Bitcoin over Lightning eliminates the currency conversion layer entirely for international transactions. A Singapore customer pays in Bitcoin, a Malaysian merchant receives Bitcoin, and local payment providers can convert it to Ringgit automatically at point of settlement. The merchant never touches cryptocurrency directly. They just see lower fees and faster money in their account.
For foreign workers sending remittances home to Bangladesh, Nepal, or Indonesia, the current cost through Western Union or money changers runs 5 to 8%. Lightning-based remittance brings that below 1%. The same infrastructure that helps a merchant in Petaling Jaya also helps a construction worker in Cheras send money home to his family.
You Don’t Need to Understand Blockchain to Use This
Accepting Bitcoin payments does not require understanding how blockchain works, any more than accepting credit cards requires understanding Visa’s authorization network.
Malaysian point-of-sale providers already offer terminals that handle the conversion automatically. A customer pays in Bitcoin, the terminal converts to Ringgit, the merchant sees familiar numbers. The technical complexity stays invisible. What becomes visible is the fee line on your monthly statement getting smaller.
The question worth asking is not whether Bitcoin feels real enough to trust. The question is whether RM5,000 a year in unnecessary payment fees feels real enough to do something about.
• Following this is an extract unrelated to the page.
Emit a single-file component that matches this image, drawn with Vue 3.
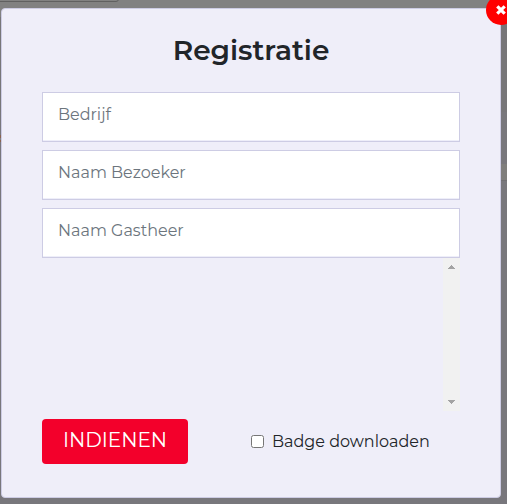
<script setup>
import {ref} from 'vue'
const emit = defineEmits(['submit', 'close'])
const fields = ref([
  {name: 'bedrijf', label: 'Bedrijf', value: ''},
  {name: 'bezoeker', label: 'Naam Bezoeker', value: ''},
  {name: 'gastheer', label: 'Naam Gastheer', value: ''}
]);
const badge = ref(false);
function submitForm(){
  emit('submit', {fields: fields.value, badge: badge.value})
}
function closeThis(){
  emit('close');
}
</script>

<template>
  <div class="outer">
    <div class="page-top"></div>
    <div class="page-row"></div>
    <div class="page-mark"></div>
    <form class="modal" @submit.prevent="submitForm">
      <button type="button" class="close" @click="closeThis">
        <svg width="10" height="10" viewBox="0 0 10 10">
          <path d="M2.4 2.4L7.6 7.6M7.6 2.4L2.4 7.6" stroke="#fff" stroke-width="3.2" stroke-linecap="square" />
        </svg>
      </button>
      <h2>Registratie</h2>
      <div class="fields">
        <input v-for="f in fields" :key="f.name" :class="f.name" type="text" v-model="f.value" :placeholder="f.label">
      </div>
      <div class="list">
        <div class="scrollbar">
          <svg width="7" height="4" viewBox="0 0 7 4" shape-rendering="crispEdges"><path d="M3 0h1v1h1v1h1v1h1v1H0V3h1V2h1V1h1z" fill="#a3a3a3" /></svg>
          <svg width="7" height="4" viewBox="0 0 7 4" shape-rendering="crispEdges"><path d="M0 0h7v1H6v1H5v1H4v1H3V3H2V2H1V1H0z" fill="#a3a3a3" /></svg>
        </div>
      </div>
      <div class="actions">
        <button type="submit" class="submit">INDIENEN</button>
        <label>
          <input type="checkbox" v-model="badge">
          <span>Badge downloaden</span>
        </label>
      </div>
    </form>
  </div>
</template>

<style>
body{
  overflow:hidden;
}
</style>

<style scoped>
*{
  box-sizing:border-box;
}
.outer{
  position:relative;
  width:507px;
  height:504px;
  padding:8px 0 0 1px;
  overflow:hidden;
  background:linear-gradient(#818181 0 17px, #777679 17px 112px, #78777c 112px);
  font-family:Montserrat, Inter, sans-serif;
  font-weight:400;
}
/* bits of the dimmed page behind the modal */
.page-top{
  position:absolute;
  top:-8px;
  left:-5px;
  width:124px;
  height:10px;
  border:1px solid #606060;
  border-radius:3px;
}
.page-row{
  position:absolute;
  top:164px;
  right:0;
  width:6px;
  height:17px;
  background:#7f7e7c;
  border-bottom:1px solid #706f72;
}
.page-mark{
  position:absolute;
  top:135px;
  left:0;
  width:1px;
  height:7px;
  background:linear-gradient(#8c6450 0 3px, #818181 3px 5px, #8c6450 5px);
}
.modal{
  position:relative;
  width:500px;
  height:490px;
  padding:0 40px;
  background:#efeef9;
  border:1px solid #cdcce4;
  border-radius:4px;
}
.close{
  position:absolute;
  top:-14px;
  right:-16px;
  display:flex;
  align-items:center;
  justify-content:center;
  width:30px;
  height:30px;
  padding:0;
  border:0;
  border-radius:50%;
  background:#f00;
}
h2{
  height:83px;
  margin:0;
  padding-top:24px;
  text-align:center;
  color:#212529;
  font-size:28px;
  font-weight:600;
  line-height:34px;
}
.fields{
  display:flex;
  flex-direction:column;
  gap:8px;
}
.fields input{
  width:100%;
  height:50px;
  padding:0 15px 5px;
  border:1px solid #cdcce4;
  box-shadow:inset 0 -1px 0 #eeeef9;
  border-radius:0;
  outline:0;
  background:#fff;
  color:#212529;
  font:inherit;
  font-size:16px;
}
.fields input::placeholder{
  color:#6c757d;
  opacity:1;
}
.list{
  display:flex;
  justify-content:flex-end;
  height:153px;
}
.scrollbar{
  display:flex;
  flex-direction:column;
  align-items:center;
  justify-content:space-between;
  width:17px;
  padding:7px 0;
  background:#f1f1f1;
}
.actions{
  display:flex;
  align-items:center;
  margin-top:8px;
}
.submit{
  width:146px;
  height:45px;
  padding:0 0 4px;
  border:0;
  border-radius:4px;
  background:#f3002b;
  color:#fff;
  font:inherit;
  font-size:20px;
}
label{
  display:flex;
  align-items:center;
  margin-left:63px;
  color:#212529;
  font-size:16px;
}
label input{
  width:13px;
  height:13px;
  margin:0 8px 0 0;
}
label span{
  white-space:nowrap;
}
</style>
Key Takeaway: Lightning Network fees run under 0.1% versus credit card processing at 2.9%, and for Malaysian merchants, that difference compounds into thousands of Ringgit saved every year.
中文摘要
主题: 比特币闪电网络如何帮助马来西亚商家大幅降低支付手续费
核心观点: 实体比特币硬币只是早期的教育工具,真正有价值的是底层支付基础设施。闪电网络将交易费用压缩至0.1%以下,结算时间从1-3个工作日缩短至2-5秒,且区块链交易一经确认无法撤销,彻底消除退款纠纷风险。对月交易额RM10,000的商家而言,每年可节省超过RM3,000手续费。
马来西亚商家视角: 餐饮摊贩、跨境电商卖家、在线服务业者均可直接受益。本地支付服务商提供自动兑换功能,商家无需直接持有加密货币,即可享受低费率和即时结算。对跨境汇款的外劳群体而言,成本从8%降至1%以下,同样意义重大。